Free is the new expensive
One of the most revolutionary things about the Internet is the rise of the ‘freemium' business model, in which stuff is given away for free and then companies try to find a way to monetize the resulting audience.
Google is the king of this strategy, having built a multi-billion dollar company on the back of giving away a search engine for free and then charging advertisers for access to the millions of people who use it every day. Facebook is another giant, while Twitter is still trying to work out how to monetize its traffic, but there are thousands of other companies that give away products and services.
Until recently the gaming industry has avoided this model, with sufficient numbers of people willing to pay for games to render such concessions unnecessary - if it ain't broke don't fix it. But then along came mobile and social gaming, which is much more fleeting, superficial and casual, meaning people are less inclined to pay serious money in order to partake.
Social gaming, such as Farmville on Facebook, used the freemium model from the start - allowing users to play for free, but then offering virtual goods and other in-app purchases. But mobile gaming seemed to have mostly escaped this this need, by establishing a much lower average price.
New data from app-watcher Flurry, however, reveals that on the Apple App store in the US at least, there has been a rapid transfer of mobile gaming revenue from the premium to the freemium model. In January almost two thirds of the revenue from the top 100 grossing games came from premium games, with a third from freemium. Six months later those two roles had been completely reversed.
Flurry observed that only a very small percentage of people who play free games ever spend any money on them, but those that do sometimes spend into the tens of thousands of dollars. Also, because the games are free, they get downloaded by a lot more people and lend themselves to the kind of viral spread you see in social games.
Nielsen has also recently published some data on US mobile apps, which confirmed that gaming is the most popular category, although not by much, over weather, social networking and navigation. The study also found that 93 percent of app downloaders would be willing to pay for a game, which suggests that the jump in freemium revenue is not necessarily a result of buying fewer premium games. Perhaps people are just spending more on these in-app purchases.
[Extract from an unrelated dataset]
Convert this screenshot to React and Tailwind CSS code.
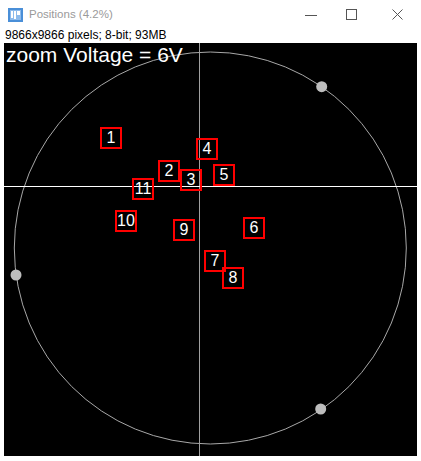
import React from 'react';

const ROIS = [
  { n: '1', x: 96, y: 84 },
  { n: '4', x: 192, y: 95 },
  { n: '2', x: 154, y: 117 },
  { n: '3', x: 176, y: 126 },
  { n: '5', x: 209, y: 121 },
  { n: '11', x: 128, y: 135 },
  { n: '10', x: 111, y: 167 },
  { n: '9', x: 169, y: 176 },
  { n: '6', x: 239, y: 174 },
  { n: '7', x: 200, y: 207 },
  { n: '8', x: 218, y: 224 },
];

function AppIcon() {
  return (
    <svg width="15" height="14" viewBox="0 0 15 14" className="shrink-0">
      <rect x="0" y="0" width="15" height="14" fill="#4a8fd8" />
      <rect x="2" y="2" width="11" height="10" fill="#8dbbec" />
      <rect x="3" y="3" width="2" height="7" fill="#ffffff" />
      <rect x="6" y="3" width="2" height="8" fill="#ffffff" />
      <rect x="9" y="3" width="3" height="4" fill="#ffffff" />
    </svg>
  );
}

function WindowControls() {
  return (
    <div className="ml-auto flex items-center h-full">
      <svg width="12" height="12" viewBox="0 0 12 12" className="mr-[29px]">
        <line x1="0" y1="6.5" x2="12" y2="6.5" stroke="#555" strokeWidth="1" />
      </svg>
      <svg width="11" height="11" viewBox="0 0 11 11" className="mr-[35px]">
        <rect x="0.5" y="0.5" width="10" height="10" fill="none" stroke="#555" strokeWidth="1" />
      </svg>
      <svg width="11" height="11" viewBox="0 0 11 11" className="mr-[18px]">
        <line x1="0.5" y1="0.5" x2="10.5" y2="10.5" stroke="#555" strokeWidth="1" />
        <line x1="10.5" y1="0.5" x2="0.5" y2="10.5" stroke="#555" strokeWidth="1" />
      </svg>
    </div>
  );
}

export default function App() {
  return (
    <div className="w-[421px] h-[461px] bg-white flex flex-col font-['Liberation_Sans',Arial,sans-serif] overflow-hidden">
      {/* title bar */}
      <div className="h-[28px] flex items-center pl-[8px] pt-[1px]">
        <AppIcon />
        <span className="ml-[6px] text-[11.5px] text-[#9a9a9a] leading-none">Positions (4.2%)</span>
        <WindowControls />
      </div>

      {/* info line */}
      <div className="h-[15px] pl-[5px] text-[12px] leading-[15px] text-black">
        9866x9866 pixels; 8-bit; 93MB
      </div>

      {/* image canvas */}
      <div className="ml-[4px] relative w-[413px] h-[413px] bg-black overflow-hidden">
        <svg width="413" height="413" viewBox="0 0 413 413" className="absolute inset-0">
          <circle cx="206.3" cy="205" r="196" fill="none" stroke="#a8a8a8" strokeWidth="1" />
          <line x1="195.5" y1="0" x2="195.5" y2="413" stroke="#a0a0a0" strokeWidth="1" />
          <line x1="0" y1="143.5" x2="413" y2="143.5" stroke="#ffffff" strokeWidth="1" />
          <circle cx="12" cy="232" r="5.5" fill="#bdbdbd" />
          <circle cx="317.7" cy="43.7" r="5.5" fill="#bdbdbd" />
          <circle cx="316.7" cy="366" r="5.5" fill="#bdbdbd" />
        </svg>

        <div className="absolute left-[2px] top-[1px] text-white text-[21px] leading-none whitespace-nowrap">
          zoom Voltage = 6V
        </div>

        {ROIS.map((r) => (
          <div
            key={r.n}
            className="absolute w-[22px] h-[22px] border-2 border-[#ff0000] flex items-center justify-center text-white text-[16px] leading-none"
            style={{ left: r.x, top: r.y }}
          >
            {r.n}
          </div>
        ))}
      </div>
    </div>
  );
}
The fact that Flurry's figures are drawn from arguably the most mature market of all - US iPhone users - implies this trend is likely to apply to the broader market, both in terms of geography and platforms, before long. Although iPhone users remain the most committed gamers.
It's already established fact that Android users are less inclined to pay for their apps, and in developing countries a lower barrier to entry is likely to be even more of an advantage. The most successful games developers of the future could well be those who provide the most easy and compelling reasons to spend money while playing.